• Task instructions: Print the listing from its top line through the line containing "h-[2160px] flex flex-col", nothing more, and leave out the pictures.

++++++

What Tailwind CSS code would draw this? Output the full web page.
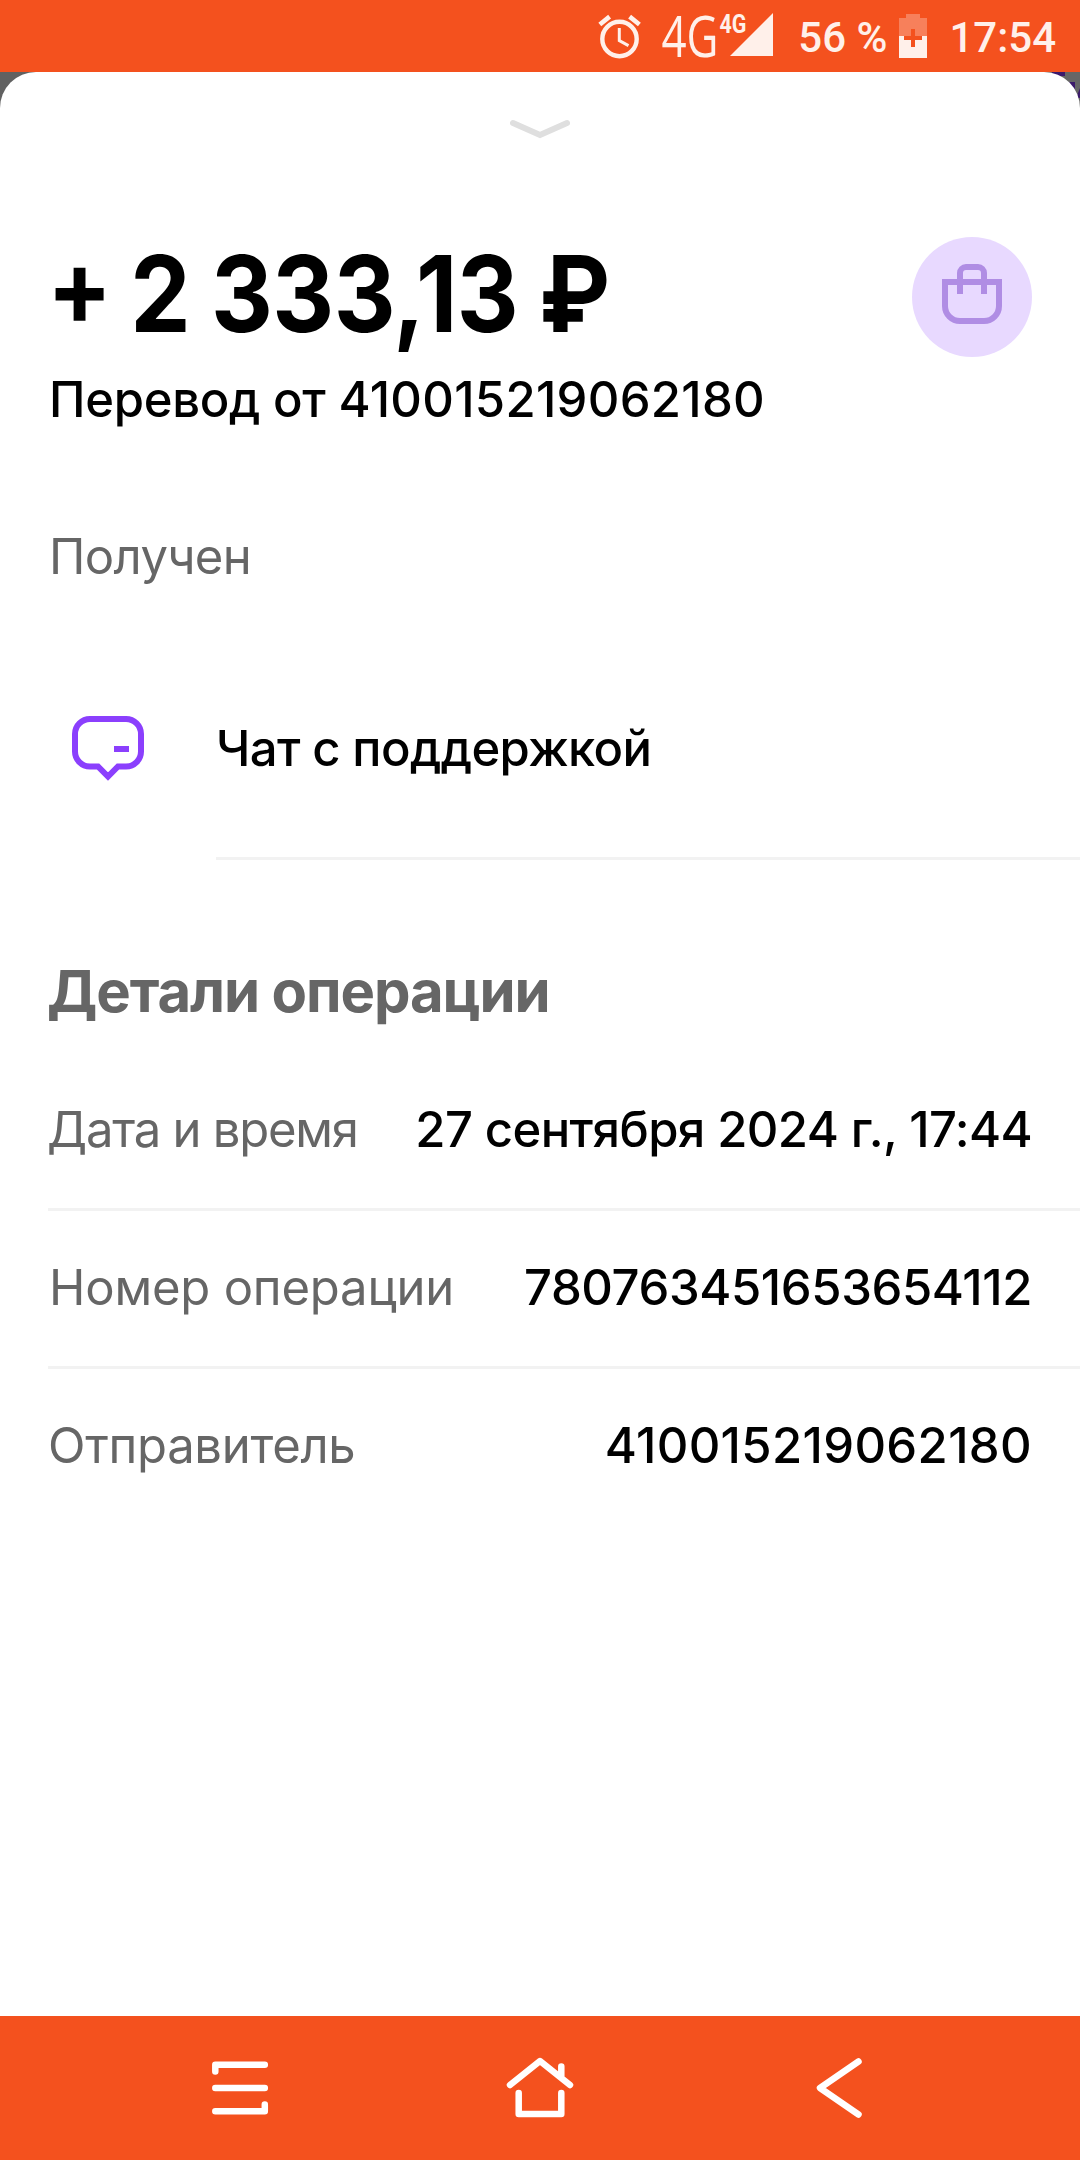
<!DOCTYPE html>
<html lang="ru">
<head>
  <meta charset="UTF-8" />
  <title>Детали операции</title>
  <meta name="viewport" content="width=device-width, initial-scale=1.0" />
  <script src="https://cdn.jsdelivr.net/npm/@tailwindcss/browser@4"></script>
</head>
<body class="bg-[#616161] font-['Inter',sans-serif] text-black">
  <div class="w-[1080px] h-[2160px] flex flex-col overflow-hidden">

    <!-- Status bar -->
    <header class="h-[72px] shrink-0 bg-[#f4511e] text-[#fff0ea] flex items-center justify-end pr-[24px] font-['Roboto',sans-serif] font-medium text-[42px]">
      <svg class="w-[44px] h-[72px]" viewBox="597 0 44 72" fill="none" stroke="currentColor">
        <circle cx="619.5" cy="39" r="17.2" stroke-width="4.4" />
        <path d="M599.8 24.5L609.6 16.6M639.4 24.5L629.6 16.6" stroke-width="4.6" />
        <path d="M619.3 28V40.6L628.5 45.6" stroke-width="3" />
      </svg>
      <svg class="w-[114px] h-[72px] ml-[18px] overflow-visible" viewBox="659 0 114 72" fill="currentColor">
        <text x="661.5" y="57" font-family="Open Sans" font-weight="400" font-size="56" textLength="57" lengthAdjust="spacingAndGlyphs">4G</text>
        <text x="719.5" y="32.5" font-family="Roboto" font-weight="700" font-size="26" textLength="27" lengthAdjust="spacingAndGlyphs">4G</text>
        <path d="M730 56L773 13V56Z" />
      </svg>
      <span class="ml-[25px] mt-[2px]">56 %</span>
      <svg class="w-[28px] h-[72px] ml-[12px]" viewBox="899 0 28 72" fill="currentColor">
        <path d="M906 14H920V18H927V36H899V18H906Z" opacity=".3" />
        <path d="M899 36H927V58H899Z" />
        <path d="M911 29H915V36H922V40H915V47H911V40H904V36H911Z" fill="#f4511e" />
      </svg>
      <span class="ml-[22px] mt-[2px]">17:54</span>
    </header>

    <div class="relative grow flex">
      <!-- Dimmed screen behind the sheet -->
      <svg class="absolute top-0 right-0 w-[40px] h-[40px]" viewBox="0 0 40 40" fill="#3b1a6b">
        <rect width="40" height="40" fill="#666666" />
        <path d="M12 0H25V4H12ZM29 10H35V17H29ZM40 16V26H36Z" />
      </svg>

      <!-- Bottom sheet -->
      <main class="relative grow bg-white rounded-t-[36px]">
        <div class="h-[165px] flex justify-center pt-[46px]">
          <svg class="w-[60px] h-[22px]" viewBox="0 0 60 22" fill="none" stroke="#dfdfdf" stroke-width="6" stroke-linecap="round">
            <path d="M3 5L30 17L57 5" />
          </svg>
        </div>

        <div class="h-[120px] flex justify-between px-[48px]">
          <h1 class="text-[106px] leading-[108px] font-bold tracking-[-0.6px] [word-spacing:-1.5px] whitespace-nowrap origin-left scale-x-[0.905] -ml-px -mt-[3px]"><span class="leading-none align-[7px] tracking-[-3px]">+</span> 2 333,13 ₽</h1>
          <div class="size-[120px] rounded-full bg-[#e8d9ff] flex items-center justify-center">
            <svg class="size-[60px] mb-[6px]" viewBox="0 0 60 60" fill="none" stroke="#b08de4" stroke-width="6">
              <path d="M3 18H57V42A15 15 0 0 1 42 57H18A15 15 0 0 1 3 42Z" />
              <path d="M18 30V9A6 6 0 0 1 24 3H36A6 6 0 0 1 42 9V30" />
            </svg>
          </div>
        </div>
        <p class="mt-[13px] px-[49px] text-[49px] leading-[60px] font-medium whitespace-nowrap"><span class="tracking-[-0.3px]">Перевод от</span> <span class="tracking-[0.3px]">410015219062180</span></p>
        <p class="mt-[97px] px-[49px] text-[49px] leading-[60px] tracking-[-0.6px] text-[#666666]">Получен</p>

        <div class="mt-[52px] flex">
          <div class="w-[216px] flex items-center justify-center">
            <svg class="w-[72px] h-[66px] mb-[2px]" viewBox="72 716 72 66" fill="none" stroke="#8b3ffd" stroke-width="6">
              <path d="M90 719H126A15 15 0 0 1 141 734V751.500A15 15 0 0 1 126 766.500H118L108 776.500L98 766.500H90A15 15 0 0 1 75 751.500V734A15 15 0 0 1 90 719Z" />
              <path d="M114 749H129" />
            </svg>
          </div>
          <div class="grow h-[221px] pt-[2px] border-b-[3px] border-[#f2f2f2] flex items-center text-[49px] font-medium tracking-[-0.64px]">Чат с поддержкой</div>
        </div>

        <h2 class="mt-[96px] px-[47px] text-[58px] leading-[70px] font-bold tracking-[-1.1px] text-[#666666]">Детали операции</h2>

        <dl class="mt-[27px] ml-[48px] text-[49px] whitespace-nowrap">
          <div class="h-[158px] border-b-[3px] border-[#f2f2f2] pr-[48px] pb-[1px] flex items-center justify-between">
            <dt class="text-[#666666] tracking-[-1.25px] -ml-px">Дата и время</dt>
            <dd class="font-medium tracking-[-0.6px]">27 сентября 2024 г., 17:44</dd>
          </div>
          <div class="h-[158px] border-b-[3px] border-[#f2f2f2] pr-[48px] pb-[1px] flex items-center justify-between">
            <dt class="text-[#666666] tracking-[-0.2px] ml-px">Номер операции</dt>
            <dd class="font-medium tracking-[-0.4px]">780763451653654112</dd>
          </div>
          <div class="h-[158px] pr-[48px] pb-[5px] flex items-center justify-between">
            <dt class="text-[#666666] tracking-[-0.3px]">Отправитель</dt>
            <dd class="font-medium tracking-[0.35px]">410015219062180</dd>
          </div>
        </dl>
      </main>
    </div>

    <!-- Navigation bar -->
    <nav class="h-[144px] shrink-0 bg-[#f4511e] px-[90px] grid grid-cols-3 items-center justify-items-center">
      <svg class="w-[60px] h-[64px]" viewBox="210 2056 60 64" fill="none" stroke="#fff" stroke-width="6.500" stroke-linecap="round" stroke-linejoin="round">
        <path d="M215.300 2071.500V2064.700H264.800M215.300 2088H264.800M215.300 2111.200H264.800V2104.500" />
      </svg>
      <svg class="w-[68px] h-[64px]" viewBox="506 2056 68 64" fill="none" stroke="#fff" stroke-width="6.500" stroke-linecap="round" stroke-linejoin="round">
        <path d="M510 2085L540 2061L570 2085M561.300 2066.500V2077M518.700 2093V2114H561.300V2093" />
      </svg>
      <svg class="w-[50px] h-[64px]" viewBox="815 2056 50 64" fill="none" stroke="#fff" stroke-width="6.500" stroke-linecap="round" stroke-linejoin="round">
        <path d="M858.500 2061.500L820 2088L858.500 2114.500" />
      </svg>
    </nav>
  </div>
</body>
</html>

++++++

• Exercise answer:
What Tailwind CSS code would draw this? Output the full web page.
<!DOCTYPE html>
<html lang="ru">
<head>
  <meta charset="UTF-8" />
  <title>Детали операции</title>
  <meta name="viewport" content="width=device-width, initial-scale=1.0" />
  <script src="https://cdn.jsdelivr.net/npm/@tailwindcss/browser@4"></script>
</head>
<body class="bg-[#616161] font-['Inter',sans-serif] text-black">
  <div class="w-[1080px] h-[2160px] flex flex-col overflow-hidden">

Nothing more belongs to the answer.